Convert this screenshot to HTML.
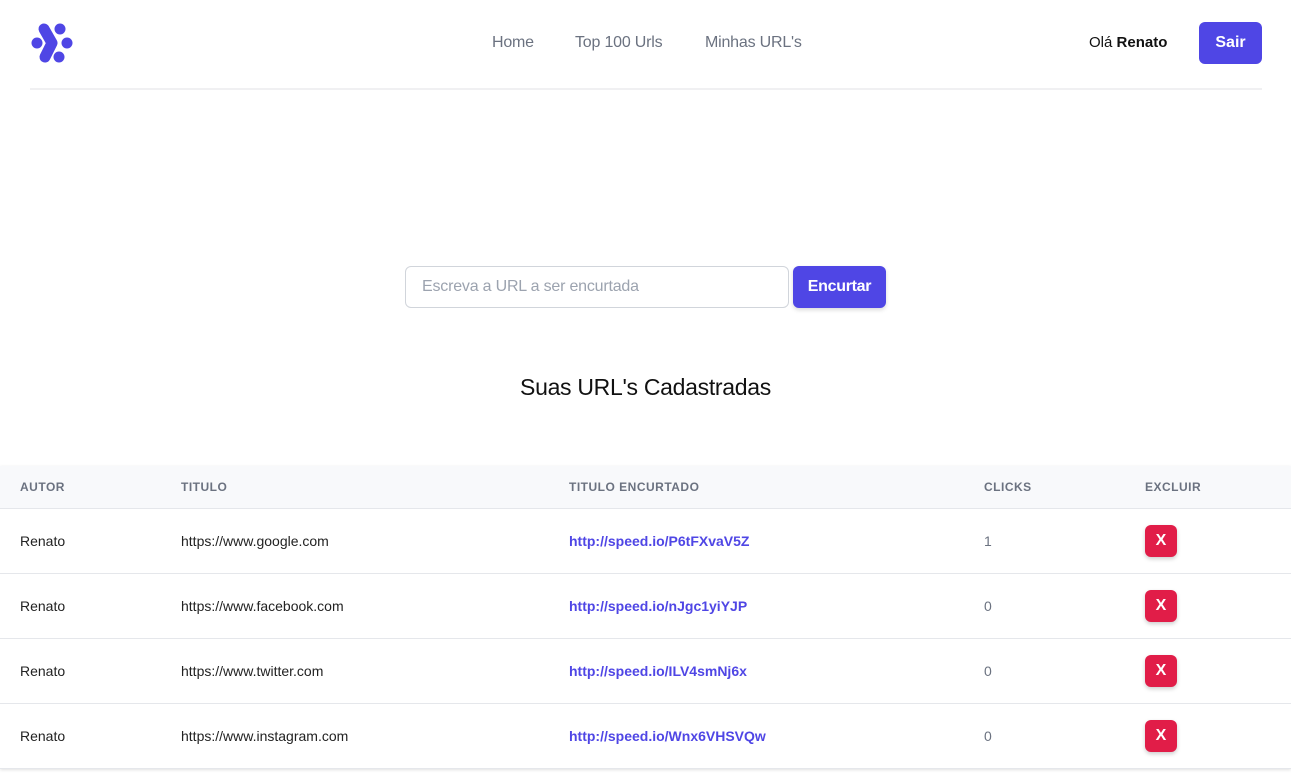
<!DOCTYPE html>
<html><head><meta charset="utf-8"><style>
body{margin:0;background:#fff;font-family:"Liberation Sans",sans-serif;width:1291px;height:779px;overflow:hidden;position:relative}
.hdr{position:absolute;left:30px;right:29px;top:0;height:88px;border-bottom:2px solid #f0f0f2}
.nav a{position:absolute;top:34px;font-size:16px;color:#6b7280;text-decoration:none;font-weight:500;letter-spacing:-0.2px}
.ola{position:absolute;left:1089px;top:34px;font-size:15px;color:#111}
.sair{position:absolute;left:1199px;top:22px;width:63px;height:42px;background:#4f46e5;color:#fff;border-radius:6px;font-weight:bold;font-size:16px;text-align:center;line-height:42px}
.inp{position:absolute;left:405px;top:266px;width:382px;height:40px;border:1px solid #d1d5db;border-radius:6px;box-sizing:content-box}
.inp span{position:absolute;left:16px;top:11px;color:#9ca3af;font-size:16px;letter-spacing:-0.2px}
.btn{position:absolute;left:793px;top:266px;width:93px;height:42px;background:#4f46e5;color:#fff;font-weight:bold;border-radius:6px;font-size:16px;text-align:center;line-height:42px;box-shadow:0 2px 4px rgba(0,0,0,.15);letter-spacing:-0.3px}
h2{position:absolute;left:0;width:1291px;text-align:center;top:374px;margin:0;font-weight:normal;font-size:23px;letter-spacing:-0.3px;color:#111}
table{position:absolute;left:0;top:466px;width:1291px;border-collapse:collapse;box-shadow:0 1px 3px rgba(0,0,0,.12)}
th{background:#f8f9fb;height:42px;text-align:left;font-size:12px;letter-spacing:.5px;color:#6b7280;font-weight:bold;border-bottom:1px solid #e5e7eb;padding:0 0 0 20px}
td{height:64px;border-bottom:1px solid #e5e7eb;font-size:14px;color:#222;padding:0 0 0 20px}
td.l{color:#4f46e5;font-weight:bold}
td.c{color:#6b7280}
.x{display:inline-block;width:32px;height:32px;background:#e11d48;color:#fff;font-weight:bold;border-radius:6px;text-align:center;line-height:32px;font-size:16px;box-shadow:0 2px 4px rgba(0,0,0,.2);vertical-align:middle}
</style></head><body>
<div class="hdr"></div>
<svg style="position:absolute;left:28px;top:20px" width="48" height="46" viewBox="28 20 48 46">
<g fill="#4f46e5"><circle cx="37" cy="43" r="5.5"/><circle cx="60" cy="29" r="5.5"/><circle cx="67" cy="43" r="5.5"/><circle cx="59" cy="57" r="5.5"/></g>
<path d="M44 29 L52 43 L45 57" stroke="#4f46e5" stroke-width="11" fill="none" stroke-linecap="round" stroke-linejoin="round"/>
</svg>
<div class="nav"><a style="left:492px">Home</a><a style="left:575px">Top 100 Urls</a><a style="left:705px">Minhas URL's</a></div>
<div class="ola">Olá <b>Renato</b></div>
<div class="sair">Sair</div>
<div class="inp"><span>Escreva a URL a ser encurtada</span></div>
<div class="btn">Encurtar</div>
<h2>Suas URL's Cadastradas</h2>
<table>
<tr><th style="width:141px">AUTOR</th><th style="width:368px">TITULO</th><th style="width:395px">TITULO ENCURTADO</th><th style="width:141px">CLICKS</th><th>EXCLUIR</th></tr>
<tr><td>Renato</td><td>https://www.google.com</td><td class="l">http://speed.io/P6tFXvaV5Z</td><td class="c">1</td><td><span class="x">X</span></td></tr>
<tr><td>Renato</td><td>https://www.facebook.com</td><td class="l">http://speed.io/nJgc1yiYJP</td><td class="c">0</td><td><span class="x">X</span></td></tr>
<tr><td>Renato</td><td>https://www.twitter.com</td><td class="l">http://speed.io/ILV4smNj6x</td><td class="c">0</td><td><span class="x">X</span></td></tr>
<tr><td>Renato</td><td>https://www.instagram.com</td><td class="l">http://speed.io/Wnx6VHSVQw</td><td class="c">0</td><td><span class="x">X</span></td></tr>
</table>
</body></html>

^^^^

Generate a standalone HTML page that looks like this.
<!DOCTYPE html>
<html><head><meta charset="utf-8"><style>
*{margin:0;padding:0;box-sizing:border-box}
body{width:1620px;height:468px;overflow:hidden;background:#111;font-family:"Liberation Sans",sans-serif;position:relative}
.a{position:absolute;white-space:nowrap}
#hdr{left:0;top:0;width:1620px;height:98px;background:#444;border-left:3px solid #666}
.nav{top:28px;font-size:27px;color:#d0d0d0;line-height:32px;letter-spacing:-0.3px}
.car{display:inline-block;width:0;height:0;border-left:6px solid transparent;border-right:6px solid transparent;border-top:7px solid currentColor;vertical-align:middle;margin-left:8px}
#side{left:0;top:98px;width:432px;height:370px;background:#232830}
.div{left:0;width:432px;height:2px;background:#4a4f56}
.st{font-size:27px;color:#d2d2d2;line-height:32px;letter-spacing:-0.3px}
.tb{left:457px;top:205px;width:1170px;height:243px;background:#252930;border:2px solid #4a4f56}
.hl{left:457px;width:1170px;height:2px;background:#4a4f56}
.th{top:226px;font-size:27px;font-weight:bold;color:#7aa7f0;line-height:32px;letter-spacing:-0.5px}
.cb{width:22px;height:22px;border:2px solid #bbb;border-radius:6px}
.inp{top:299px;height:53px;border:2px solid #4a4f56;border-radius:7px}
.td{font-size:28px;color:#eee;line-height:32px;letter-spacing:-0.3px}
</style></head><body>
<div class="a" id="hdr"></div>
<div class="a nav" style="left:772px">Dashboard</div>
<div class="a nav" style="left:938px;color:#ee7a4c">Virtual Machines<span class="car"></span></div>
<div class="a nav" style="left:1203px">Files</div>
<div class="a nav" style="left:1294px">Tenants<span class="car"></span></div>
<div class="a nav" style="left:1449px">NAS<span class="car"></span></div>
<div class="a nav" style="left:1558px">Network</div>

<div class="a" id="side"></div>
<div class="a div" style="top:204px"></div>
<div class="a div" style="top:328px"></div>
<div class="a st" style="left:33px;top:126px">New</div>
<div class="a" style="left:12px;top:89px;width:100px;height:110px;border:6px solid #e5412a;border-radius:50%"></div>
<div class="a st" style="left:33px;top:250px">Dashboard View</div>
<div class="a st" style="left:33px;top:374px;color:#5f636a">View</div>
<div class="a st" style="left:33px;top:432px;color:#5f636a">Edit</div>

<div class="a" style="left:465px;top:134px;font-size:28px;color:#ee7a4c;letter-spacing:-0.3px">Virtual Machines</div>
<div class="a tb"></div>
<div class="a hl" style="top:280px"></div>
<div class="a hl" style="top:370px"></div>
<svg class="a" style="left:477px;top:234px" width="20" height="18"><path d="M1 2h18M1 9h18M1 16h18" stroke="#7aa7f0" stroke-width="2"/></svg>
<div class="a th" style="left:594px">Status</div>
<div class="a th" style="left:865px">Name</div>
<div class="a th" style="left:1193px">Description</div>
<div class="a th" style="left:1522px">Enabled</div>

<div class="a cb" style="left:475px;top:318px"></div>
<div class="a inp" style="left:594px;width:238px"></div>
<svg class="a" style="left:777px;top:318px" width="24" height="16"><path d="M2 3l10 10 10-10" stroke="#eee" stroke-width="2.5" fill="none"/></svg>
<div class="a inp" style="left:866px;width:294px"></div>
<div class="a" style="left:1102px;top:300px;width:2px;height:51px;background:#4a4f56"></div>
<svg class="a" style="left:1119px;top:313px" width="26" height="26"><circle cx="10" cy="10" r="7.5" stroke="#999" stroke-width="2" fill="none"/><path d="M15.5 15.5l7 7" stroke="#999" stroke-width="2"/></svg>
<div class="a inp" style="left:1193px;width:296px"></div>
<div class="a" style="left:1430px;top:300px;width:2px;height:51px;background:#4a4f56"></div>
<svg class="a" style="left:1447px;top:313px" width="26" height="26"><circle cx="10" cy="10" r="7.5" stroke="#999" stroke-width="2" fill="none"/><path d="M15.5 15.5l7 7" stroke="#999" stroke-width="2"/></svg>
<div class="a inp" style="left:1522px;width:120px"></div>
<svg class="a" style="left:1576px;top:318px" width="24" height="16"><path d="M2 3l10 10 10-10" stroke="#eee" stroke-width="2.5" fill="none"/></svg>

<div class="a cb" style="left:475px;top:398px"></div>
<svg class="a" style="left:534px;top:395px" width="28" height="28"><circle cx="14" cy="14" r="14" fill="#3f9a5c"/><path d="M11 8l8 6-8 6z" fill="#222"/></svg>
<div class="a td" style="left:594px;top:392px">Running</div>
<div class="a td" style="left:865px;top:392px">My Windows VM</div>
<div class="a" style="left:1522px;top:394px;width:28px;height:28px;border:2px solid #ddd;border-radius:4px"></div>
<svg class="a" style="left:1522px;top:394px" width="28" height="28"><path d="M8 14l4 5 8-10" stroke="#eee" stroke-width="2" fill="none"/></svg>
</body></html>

^^^^

■ **Written exercise**:
Using the listing, copy every line where the word "this" shows up.

■ **Answer for the task**:
Convert this screenshot to HTML.
Generate a standalone HTML page that looks like this.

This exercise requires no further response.